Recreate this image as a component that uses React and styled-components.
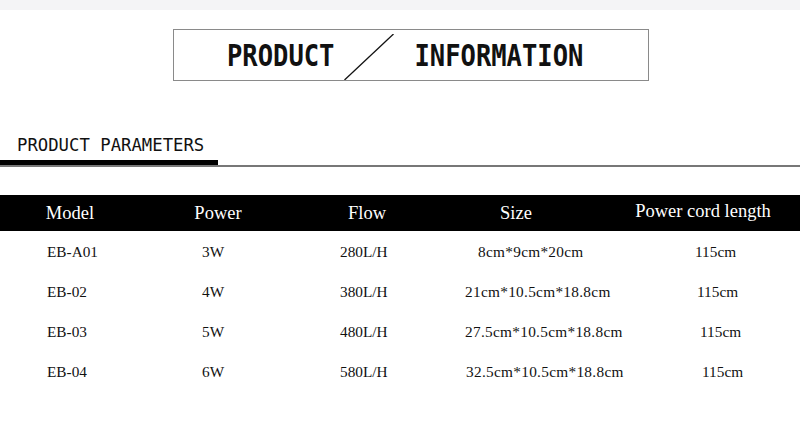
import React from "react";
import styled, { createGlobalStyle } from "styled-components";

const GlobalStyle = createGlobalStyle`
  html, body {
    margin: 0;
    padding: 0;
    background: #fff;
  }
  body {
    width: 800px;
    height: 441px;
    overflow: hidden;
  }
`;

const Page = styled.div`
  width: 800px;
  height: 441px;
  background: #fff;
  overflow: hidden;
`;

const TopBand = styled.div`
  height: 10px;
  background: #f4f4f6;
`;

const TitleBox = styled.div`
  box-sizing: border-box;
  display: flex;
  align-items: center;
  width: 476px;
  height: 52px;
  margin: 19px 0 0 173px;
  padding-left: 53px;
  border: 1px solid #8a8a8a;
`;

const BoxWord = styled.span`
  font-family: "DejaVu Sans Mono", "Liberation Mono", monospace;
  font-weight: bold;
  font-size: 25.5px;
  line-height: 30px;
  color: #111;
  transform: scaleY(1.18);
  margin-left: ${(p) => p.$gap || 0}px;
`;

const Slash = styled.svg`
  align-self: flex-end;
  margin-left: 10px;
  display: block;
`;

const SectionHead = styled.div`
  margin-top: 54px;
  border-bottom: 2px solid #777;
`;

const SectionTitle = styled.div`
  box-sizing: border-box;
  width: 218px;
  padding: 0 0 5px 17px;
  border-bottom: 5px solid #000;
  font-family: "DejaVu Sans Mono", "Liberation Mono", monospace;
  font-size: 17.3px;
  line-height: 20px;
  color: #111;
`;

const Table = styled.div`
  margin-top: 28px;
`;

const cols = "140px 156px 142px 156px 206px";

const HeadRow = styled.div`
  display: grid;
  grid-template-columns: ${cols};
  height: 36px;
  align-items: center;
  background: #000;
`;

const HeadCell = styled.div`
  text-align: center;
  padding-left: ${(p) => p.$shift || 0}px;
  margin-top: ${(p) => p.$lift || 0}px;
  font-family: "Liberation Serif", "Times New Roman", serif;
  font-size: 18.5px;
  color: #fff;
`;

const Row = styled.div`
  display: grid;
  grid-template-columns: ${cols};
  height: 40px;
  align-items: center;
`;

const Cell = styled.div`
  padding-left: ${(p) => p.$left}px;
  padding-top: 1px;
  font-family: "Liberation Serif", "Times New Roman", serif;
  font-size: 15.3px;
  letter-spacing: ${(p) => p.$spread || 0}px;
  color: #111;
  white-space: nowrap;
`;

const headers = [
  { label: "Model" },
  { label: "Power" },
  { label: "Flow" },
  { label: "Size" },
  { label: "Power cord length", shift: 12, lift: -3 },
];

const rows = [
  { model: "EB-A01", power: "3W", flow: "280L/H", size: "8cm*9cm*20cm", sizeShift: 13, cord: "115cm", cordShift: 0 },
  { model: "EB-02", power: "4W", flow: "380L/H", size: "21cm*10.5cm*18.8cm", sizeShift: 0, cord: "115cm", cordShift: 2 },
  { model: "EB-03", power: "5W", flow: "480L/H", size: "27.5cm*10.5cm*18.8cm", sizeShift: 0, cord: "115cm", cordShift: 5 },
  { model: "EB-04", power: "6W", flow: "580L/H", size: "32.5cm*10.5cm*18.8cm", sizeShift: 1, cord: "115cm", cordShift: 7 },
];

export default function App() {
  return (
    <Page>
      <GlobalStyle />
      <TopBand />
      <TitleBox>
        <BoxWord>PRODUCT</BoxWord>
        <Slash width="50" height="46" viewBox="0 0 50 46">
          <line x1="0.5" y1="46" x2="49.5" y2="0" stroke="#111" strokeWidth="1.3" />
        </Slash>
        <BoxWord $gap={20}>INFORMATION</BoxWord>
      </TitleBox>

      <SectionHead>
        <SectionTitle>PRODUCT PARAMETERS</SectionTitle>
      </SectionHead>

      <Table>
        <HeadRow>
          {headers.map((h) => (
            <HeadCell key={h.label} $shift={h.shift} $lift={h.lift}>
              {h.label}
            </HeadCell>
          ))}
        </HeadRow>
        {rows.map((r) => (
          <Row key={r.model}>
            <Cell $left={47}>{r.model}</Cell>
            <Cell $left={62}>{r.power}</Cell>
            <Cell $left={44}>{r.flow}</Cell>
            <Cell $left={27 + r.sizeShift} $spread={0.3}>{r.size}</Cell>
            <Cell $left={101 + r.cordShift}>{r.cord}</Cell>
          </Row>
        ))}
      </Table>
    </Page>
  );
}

- WHAT IS REQUIRED -
Reproduce every line precisely as given, omitting all pictures.

- TASK ANSWER -
Recreate this image as a component that uses React and styled-components.
import React from "react";
import styled, { createGlobalStyle } from "styled-components";

const GlobalStyle = createGlobalStyle`
  html, body {
    margin: 0;
    padding: 0;
    background: #fff;
  }
  body {
    width: 800px;
    height: 441px;
    overflow: hidden;
  }
`;

const Page = styled.div`
  width: 800px;
  height: 441px;
  background: #fff;
  overflow: hidden;
`;

const TopBand = styled.div`
  height: 10px;
  background: #f4f4f6;
`;

const TitleBox = styled.div`
  box-sizing: border-box;
  display: flex;
  align-items: center;
  width: 476px;
  height: 52px;
  margin: 19px 0 0 173px;
  padding-left: 53px;
  border: 1px solid #8a8a8a;
`;

const BoxWord = styled.span`
  font-family: "DejaVu Sans Mono", "Liberation Mono", monospace;
  font-weight: bold;
  font-size: 25.5px;
  line-height: 30px;
  color: #111;
  transform: scaleY(1.18);
  margin-left: ${(p) => p.$gap || 0}px;
`;

const Slash = styled.svg`
  align-self: flex-end;
  margin-left: 10px;
  display: block;
`;

const SectionHead = styled.div`
  margin-top: 54px;
  border-bottom: 2px solid #777;
`;

const SectionTitle = styled.div`
  box-sizing: border-box;
  width: 218px;
  padding: 0 0 5px 17px;
  border-bottom: 5px solid #000;
  font-family: "DejaVu Sans Mono", "Liberation Mono", monospace;
  font-size: 17.3px;
  line-height: 20px;
  color: #111;
`;

const Table = styled.div`
  margin-top: 28px;
`;

const cols = "140px 156px 142px 156px 206px";

const HeadRow = styled.div`
  display: grid;
  grid-template-columns: ${cols};
  height: 36px;
  align-items: center;
  background: #000;
`;

const HeadCell = styled.div`
  text-align: center;
  padding-left: ${(p) => p.$shift || 0}px;
  margin-top: ${(p) => p.$lift || 0}px;
  font-family: "Liberation Serif", "Times New Roman", serif;
  font-size: 18.5px;
  color: #fff;
`;

const Row = styled.div`
  display: grid;
  grid-template-columns: ${cols};
  height: 40px;
  align-items: center;
`;

const Cell = styled.div`
  padding-left: ${(p) => p.$left}px;
  padding-top: 1px;
  font-family: "Liberation Serif", "Times New Roman", serif;
  font-size: 15.3px;
  letter-spacing: ${(p) => p.$spread || 0}px;
  color: #111;
  white-space: nowrap;
`;

const headers = [
  { label: "Model" },
  { label: "Power" },
  { label: "Flow" },
  { label: "Size" },
  { label: "Power cord length", shift: 12, lift: -3 },
];

const rows = [
  { model: "EB-A01", power: "3W", flow: "280L/H", size: "8cm*9cm*20cm", sizeShift: 13, cord: "115cm", cordShift: 0 },
  { model: "EB-02", power: "4W", flow: "380L/H", size: "21cm*10.5cm*18.8cm", sizeShift: 0, cord: "115cm", cordShift: 2 },
  { model: "EB-03", power: "5W", flow: "480L/H", size: "27.5cm*10.5cm*18.8cm", sizeShift: 0, cord: "115cm", cordShift: 5 },
  { model: "EB-04", power: "6W", flow: "580L/H", size: "32.5cm*10.5cm*18.8cm", sizeShift: 1, cord: "115cm", cordShift: 7 },
];

export default function App() {
  return (
    <Page>
      <GlobalStyle />
      <TopBand />
      <TitleBox>
        <BoxWord>PRODUCT</BoxWord>
        <Slash width="50" height="46" viewBox="0 0 50 46">
          <line x1="0.5" y1="46" x2="49.5" y2="0" stroke="#111" strokeWidth="1.3" />
        </Slash>
        <BoxWord $gap={20}>INFORMATION</BoxWord>
      </TitleBox>

      <SectionHead>
        <SectionTitle>PRODUCT PARAMETERS</SectionTitle>
      </SectionHead>

      <Table>
        <HeadRow>
          {headers.map((h) => (
            <HeadCell key={h.label} $shift={h.shift} $lift={h.lift}>
              {h.label}
            </HeadCell>
          ))}
        </HeadRow>
        {rows.map((r) => (
          <Row key={r.model}>
            <Cell $left={47}>{r.model}</Cell>
            <Cell $left={62}>{r.power}</Cell>
            <Cell $left={44}>{r.flow}</Cell>
            <Cell $left={27 + r.sizeShift} $spread={0.3}>{r.size}</Cell>
            <Cell $left={101 + r.cordShift}>{r.cord}</Cell>
          </Row>
        ))}
      </Table>
    </Page>
  );
}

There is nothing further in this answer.